Em Campo Grande, uma hora e meia distante do Centro, 800 moradias foram construídas para pessoas cujas casas foram condenadas por estarem no caminho das novas rodovias.
Cleyton Martins, que trabalha em um restaurante, é um deles. Veja vídeo.
Cleyton Martins dissse que a mudança fez a vida ficar muito mais difícil para sua família. Ele se mudou há sete meses com a mãe e a filha e disse que tem sido difícil se habituar a falta de espírito de comunidade no lugar onde vive agora.
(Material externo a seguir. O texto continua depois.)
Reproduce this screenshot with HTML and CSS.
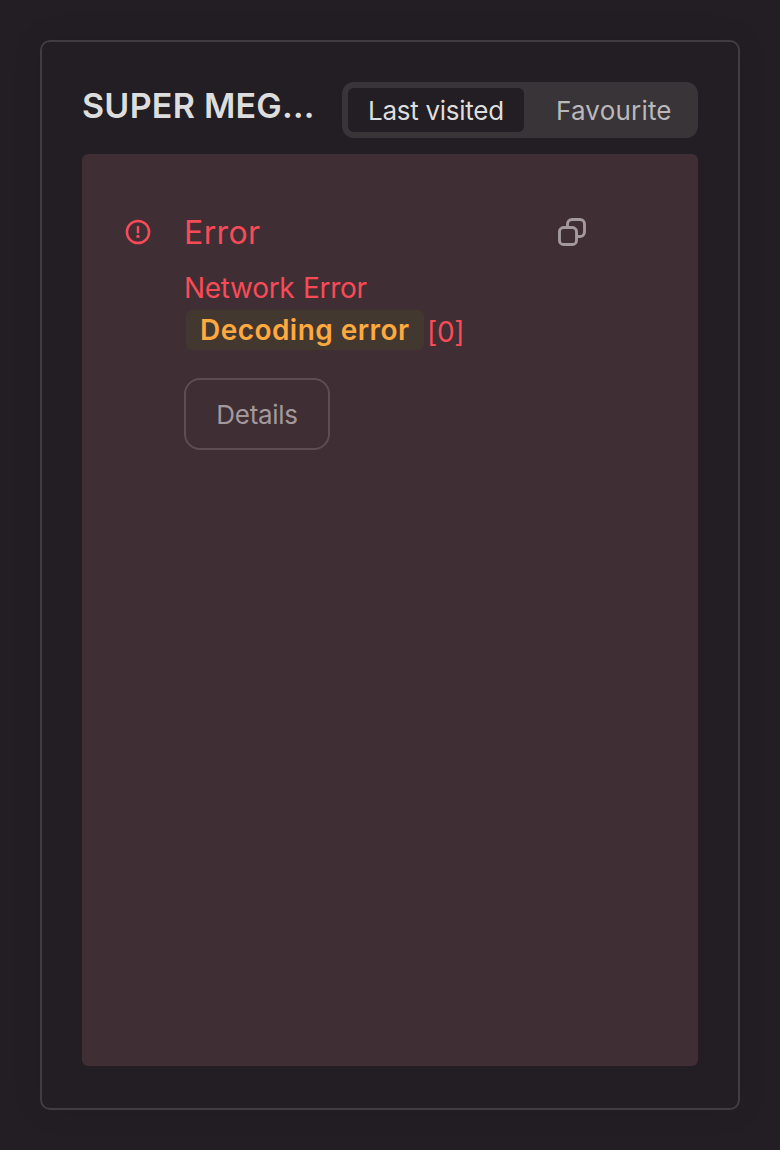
FILE: index.html
```html
<!DOCTYPE html>
<html lang="en">
<head>
<meta charset="utf-8">
<title>Projects</title>
<link rel="stylesheet" href="styles.css">
</head>
<body>
<main class="card">
  <header class="card-header">
    <h1 class="title">SUPER MEG…</h1>
    <div class="tabs">
      <button class="tab tab-active">Last visited</button>
      <button class="tab tab-idle">Favourite</button>
    </div>
  </header>
  <section class="error-panel">
    <svg class="alert-icon" viewBox="0 0 28 28" fill="none" stroke="currentColor" stroke-width="2.5" stroke-linecap="round"><circle cx="14" cy="14" r="11.1"/><path d="M14 9v5.200"/><circle cx="14" cy="18.4" r="1.7" fill="currentColor" stroke="none"/></svg>
    <div class="error-body">
      <div class="error-head">
        <h2 class="error-title">Error</h2>
        <svg class="copy-icon" viewBox="0 0 32 32" fill="none" stroke="currentColor" stroke-width="2.9" stroke-linejoin="round"><rect x="3.5" y="11.5" width="17" height="17" rx="4"/><path d="M11.5 11.5V8a4.5 4.5 0 0 1 4.500-4.500h8a4.500 4.500 0 0 1 4.500 4.500v8a4.500 4.500 0 0 1-4.500 4.500h-3.500"/></svg>
      </div>
      <p class="error-type">Network Error</p>
      <p class="error-message"><mark class="code">Decoding error</mark><span class="code-number">[0]</span></p>
      <button class="details">Details</button>
    </div>
  </section>
</main>
</body>
</html>
```
FILE: styles.css
```css
* { box-sizing: border-box; }
body { margin: 0; padding: 40px; height: 1150px; background: #221e23; font-family: Inter, sans-serif; }
h1, h2, p { margin: 0; font-weight: 400; }
button { font: inherit; margin: 0; }
.card { height: 1070px; padding: 40px; border: 2px solid #403d42; border-radius: 10px; box-shadow: 0 0 32px rgba(0, 0, 0, .08); display: flex; flex-direction: column; gap: 16px; }
.card-header { display: flex; gap: 24px; }
.title { width: 236px; font-size: 34px; line-height: 48px; font-weight: 600; letter-spacing: .25px; color: #dedddd; white-space: nowrap; }
.tabs { width: 356px; height: 56px; padding: 6px; display: flex; gap: 12px; background: #393438; border-radius: 12px; flex: none; }
.tab { border: 0; height: 44px; padding: 2px 20px 0; border-radius: 6px; background: none; color: #bab8ba; font-size: 26px; line-height: 42px; text-align: left; letter-spacing: .2px; white-space: nowrap; flex: 1; }
.tab-active { width: 176px; flex: none; background: #221e23; color: #dedddd; letter-spacing: -.27px; }
.tab-idle { padding-right: 0; }
.error-panel { flex: 1; margin-bottom: 2px; padding: 56px 110px 0 42px; display: flex; align-items: flex-start; gap: 32px; background: #3f2e33; border-radius: 6px; color: #f84b57; }
.alert-icon { width: 28px; height: 28px; margin-top: 8px; flex: none; }
.error-body { flex: 1; }
.error-head { display: flex; justify-content: space-between; align-items: center; height: 44px; }
.error-title { font-size: 32px; letter-spacing: .4px; }
.copy-icon { width: 32px; height: 32px; color: #a3999d; }
.error-type { margin-top: 14px; font-size: 28px; line-height: 40px; letter-spacing: -.3px; word-spacing: 1px; }
.error-message { display: flex; gap: 3px; margin-left: 2px; font-size: 28px; line-height: 44px; height: 44px; }
.code { width: 238px; height: 40px; margin-top: 2px; padding: 0 14px; line-height: 40px; font-weight: 600; letter-spacing: .45px; white-space: nowrap; color: #ffa940; background: #43382f; border-radius: 6px; }
.code-number { padding-top: 2px; letter-spacing: -.3px; }
.details { display: block; margin-top: 26px; width: 146px; height: 72px; border: 2px solid #5d4e53; border-radius: 16px; background: none; color: #a3999d; font-size: 26px; letter-spacing: -.3px; }
```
– A casa é melhor do que onde eu Morava – ele admite – Mas aqui não tem lojas, não tem lugar para as crianças brincarem e estamos tão longe da cidade.
Cleyton está preocupado como conseguirá atendimento nos hospitais para sua mãe se ela ficar doente. Ele reclama que as autoridades levaram muito tempo para tomar providências sobre o vazamento de esgoto que forma uma piscina entre as casas.
O vereador Eliomar Coelho diz que a forma como as autoridades estão tratando os pobres é criminosa porque elas estão usando as Olimpíadas como pretexto para recuperar a terra e entregar na mão de empreiteiras que obterão grandes lucros.
– Este é um exemplo claro de como o governo trata os pobres – disse Eliomar – Uma grande oportunidade está sendo desperdiçada. Ao invés de melhorar a vida destas pessoas em função do investimentos relacionados aos megaeventos, acabarão em pior situação. É uma grande violação dos direitos humanos.”